Consolidating Real Estate Regulation in Indiana - Where do the Governor and Attorney General Candidates Stand on the Issue? (10/5/2008)

Real Estate Reform - Why Indiana Needs It (9/16/2008)


Diane Cipa said...

I'm in PA and I share your frustration over enforcement in real estate transactions. Our insurance department took a bit longer than most to start acting but they have been pursuing bad actors now for the last year. They can do nothing about the real estate brokers and it seems like no one is willing to step into that role in PA either.

The public is unaware that this corruption is the base on which the entire credit crisis was built. I think it's because the real estate lobby is so very powerful.

I've been an insider in real estate for over 30 years. The dynamics unleashed in the 80s when HUD caved and decided to allow controlled business, coupling real estate brokers, mortgage lending and title insurance created a money making monster and the conflicts inherent in decision making tossed all guidelines and sanity out the window. It was get on board or get cut out. It's been a hard ride of reverse peer pressure for those who tried to stay clean.

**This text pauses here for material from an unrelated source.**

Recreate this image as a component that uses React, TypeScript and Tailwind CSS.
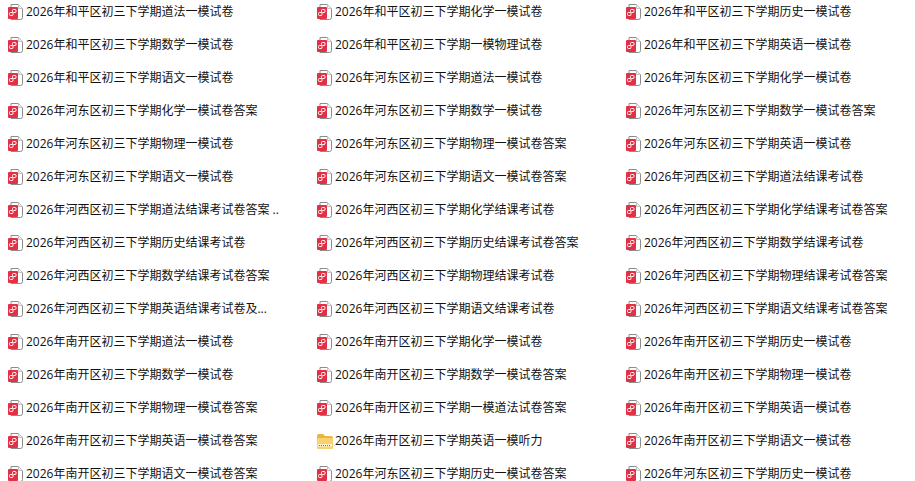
const rows: string[][] = [
  ["2026年和平区初三下学期道法一模试卷", "2026年和平区初三下学期化学一模试卷", "2026年和平区初三下学期历史一模试卷"],
  ["2026年和平区初三下学期数学一模试卷", "2026年和平区初三下学期一模物理试卷", "2026年和平区初三下学期英语一模试卷"],
  ["2026年和平区初三下学期语文一模试卷", "2026年河东区初三下学期道法一模试卷", "2026年河东区初三下学期化学一模试卷"],
  ["2026年河东区初三下学期化学一模试卷答案", "2026年河东区初三下学期数学一模试卷", "2026年河东区初三下学期数学一模试卷答案"],
  ["2026年河东区初三下学期物理一模试卷", "2026年河东区初三下学期物理一模试卷答案", "2026年河东区初三下学期英语一模试卷"],
  ["2026年河东区初三下学期语文一模试卷", "2026年河东区初三下学期语文一模试卷答案", "2026年河西区初三下学期道法结课考试卷"],
  ["2026年河西区初三下学期道法结课考试卷答案 ..", "2026年河西区初三下学期化学结课考试卷", "2026年河西区初三下学期化学结课考试卷答案"],
  ["2026年河西区初三下学期历史结课考试卷", "2026年河西区初三下学期历史结课考试卷答案", "2026年河西区初三下学期数学结课考试卷"],
  ["2026年河西区初三下学期数学结课考试卷答案", "2026年河西区初三下学期物理结课考试卷", "2026年河西区初三下学期物理结课考试卷答案"],
  ["2026年河西区初三下学期英语结课考试卷及...", "2026年河西区初三下学期语文结课考试卷", "2026年河西区初三下学期语文结课考试卷答案"],
  ["2026年南开区初三下学期道法一模试卷", "2026年南开区初三下学期化学一模试卷", "2026年南开区初三下学期历史一模试卷"],
  ["2026年南开区初三下学期数学一模试卷", "2026年南开区初三下学期数学一模试卷答案", "2026年南开区初三下学期物理一模试卷"],
  ["2026年南开区初三下学期物理一模试卷答案", "2026年南开区初三下学期一模道法试卷答案", "2026年南开区初三下学期英语一模试卷"],
  ["2026年南开区初三下学期英语一模试卷答案", "2026年南开区初三下学期英语一模听力", "2026年南开区初三下学期语文一模试卷"],
  ["2026年南开区初三下学期语文一模试卷答案", "2026年河东区初三下学期历史一模试卷答案", "2026年河东区初三下学期历史一模试卷"],
];

const PdfIcon = () => (
  <svg width="16" height="16" viewBox="0 0 16 16" className="block shrink-0">
    {/* sheet */}
    <path d="M4 .5H11.5L15.5 4.5V13.5Q15.5 15.5 13.5 15.5H4Z" fill="#fff" stroke="#8c8c8c" />
    <path d="M11.5 .5V4.5H15.5" fill="#f2f2f2" stroke="#c4c4c4" />
    {/* red tag */}
    <rect x="1" y="3" width="10" height="12" rx="1" fill="#e23145" />
    <rect x="5.5" y="5.5" width="3.5" height="3" rx="1" fill="none" stroke="#fff" />
    <rect x="2.5" y="8.5" width="3.5" height="3" rx="1" fill="none" stroke="#fff" />
  </svg>
);

const ZipIcon = () => (
  <svg width="16" height="15" viewBox="0 0 16 15" className="mt-px ml-px block shrink-0">
    <path d="M0 2Q0 0 2 0H6L8 2H14Q16 2 16 4V13Q16 15 14 15H2Q0 15 0 13Z" fill="#eeb43e" />
    <rect x="0" y="4" width="16" height="11" rx="1" fill="#f7d271" />
    <rect x="1" y="10" width="14" height="2.5" fill="#fdf3cf" />
    <path d="M2 11.5H14" stroke="#77776a" strokeDasharray="1 1" />
  </svg>
);

export default function App() {
  return (
    <div className="h-[481px] w-[915px] overflow-hidden bg-white pl-[7px] pt-[4px] text-[12px] leading-[16px] text-[#111] [font-family:'Open_Sans','Noto_Sans_CJK_SC',sans-serif]">
      <div className="flex flex-col gap-[16px]">
        {rows.map((row, i) => (
          <div key={i} className="flex h-[17px]">
            {row.map((name) => {
              const isZip = name.endsWith("听力");
              return (
                <div key={name} className="flex w-[309px] shrink-0 items-start">
                  {isZip ? <ZipIcon /> : <PdfIcon />}
                  <span className={isZip ? "ml-[2px] whitespace-nowrap" : "ml-[3px] whitespace-nowrap"}>{name}</span>
                </div>
              );
            })}
          </div>
        ))}
      </div>
    </div>
  );
}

I was there. I know how it started. Unless and until regulators and law enforcement restore natural boundaries in lending, the corruption - the schemes will reinvent themselves.

Paul K. Ogden said...

Thanks, Diana. As I have said before in these pages, not all regulation is bad. Regulation can play an important role in helping preserve competition. As you know, a problem is created when real estate players are allowed to wear more than one hat. Mortgage brokers, for example, are naturally prone to push the envelope on loans. When the mortgage broker also owns the title company, that independent party which might otherwise prevent wrongdoing at a closing, is no longer there to protect the consumer.

Anonymous said...

There is so much obvious fraud going on; I have noticed things which signal fraud is going on behind the scenes with just the application of common sense. It stuns me how no one else (with the power to do something about it) seems to notice until the real estate scheme collapses and all the money disappears into a black hole.